A mãe de Joana, mandava tudo o que podia para a alimentação e a tia Conceição, dona da casa que o casal arrendava, pagava do seu bolso a renda da casa ao próprio marido, sem que este desconfiasse da tramoia.
Quando Xavier melhorou mas ainda não tinha trabalho, e saía um pouco ao domingo à tarde, muitas vezes a tia Esmeralda, subrepticiamente metia-lhe no bolso uma nota de 20 escudos para as suas necessidades – tabaco, café e jornal, as necessidades mínimas de um homem naquele tempo.

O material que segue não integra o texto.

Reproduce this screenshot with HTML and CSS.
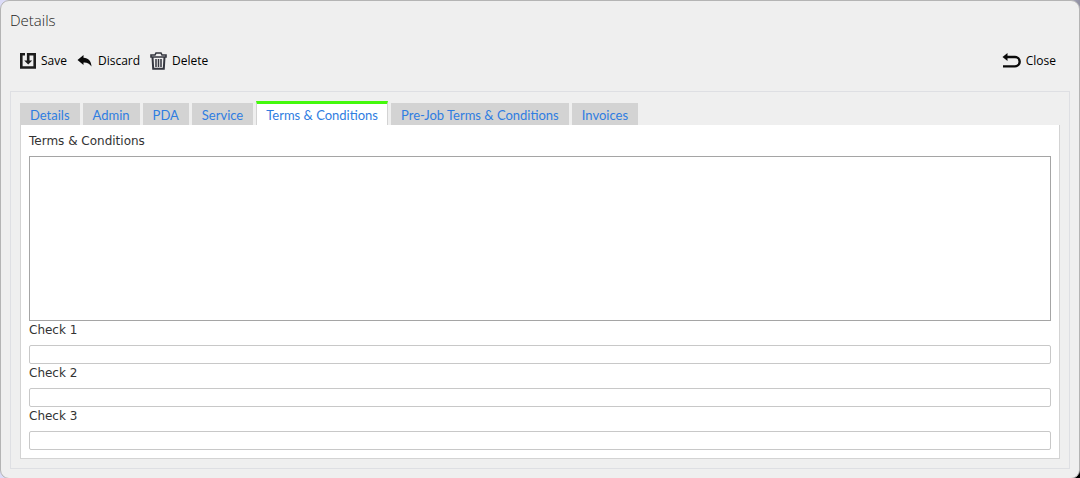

Um verdadeiro complô de mulheres tomou conta do casal e salvou-o, deixando os homens nas suas vidas e na sua ignorância. Ou, pelo menos, elas assim acreditavam.
8 de Março é o Dia Internacional da Mulher.
Este ano, celebro-o homenageando estas minhas antepassadas, mulheres de fibra, generosas e lutadoras de que muito me orgulho.
A minha mãe referia-se-lhe apenas por Antónia. Falando comigo, chamava-lhe Dona Antónia.
Esta era a forma que ela tinha de me mostrar o seu desprezo por certas formas de vida, mas também a necessidade de respeitar todos.
Dona Antónia vivia na nossa rua, no tempo em que o casco velho da cidade era a totalidade do mundo para os seus habitantes.
Era na rua que os rapazes brincavam aos polícias e ladrões, aos cowboys, ou jogavam hóquei em patins sem patins, apenas com sticks manhosos e uma bola pequenina.
As meninas não participavam nesses brincadeiras. Ficavam à janela olhando os jogos dos rapazes, cumprimentando quem passava (sempre os mesmos) e apreciando o incansável trabalho das formigas por baixo da janela de peito do rés-do-chão.
Dona Antónia, que ali vivia sozinha, era recatada mas, por vezes, ao final da tarde, com a lida da casa feita e arrumada, também assomava à janela e por ali se deixava ficar um bom bocado, numa lassidão sensual e bem tratada.
O cabelo, a começar a ficar grisalho, apresentava-se sempre impecavelmente apanhado numa “banana”, os lábios levavam um ligeiro toque carmesim. Nas poucas vezes que saía, Dona Antónia usava, invariavelmente, saia travada, blusa ou casaquinho, e sapatos de meio salto. Na mão, apenas as chaves e o porta moedas, como quem pensa – não me demoro. E não se demorava.
Presumo, hoje, tantos anos passados, que nunca saberia a que horas chegava, ou sequer se chegava, o lavrador alto, de chapéu e bota rasa, que metia a chave à porta com indisfarçável ar de dono da casa e de todo o seu recheio, pois que tudo ali era pago e mantido por ele.
As bruxas do burgo velho, iguais às que existem em toda a parte e gostam de sair de noite, diziam que o cavalheiro bem apessoado que alugava um quarto na casa ao lado fazia umas surtidas nocturnas que terminavam a deslizar para dentro da porta da dona Antónia.
É certo que em todas as vidas há bocados duros de roer e outros de puro prazer, mas gozar assim com o poderoso macho latifundiário? Não, não acredito. Nem nunca acreditei em bruxas.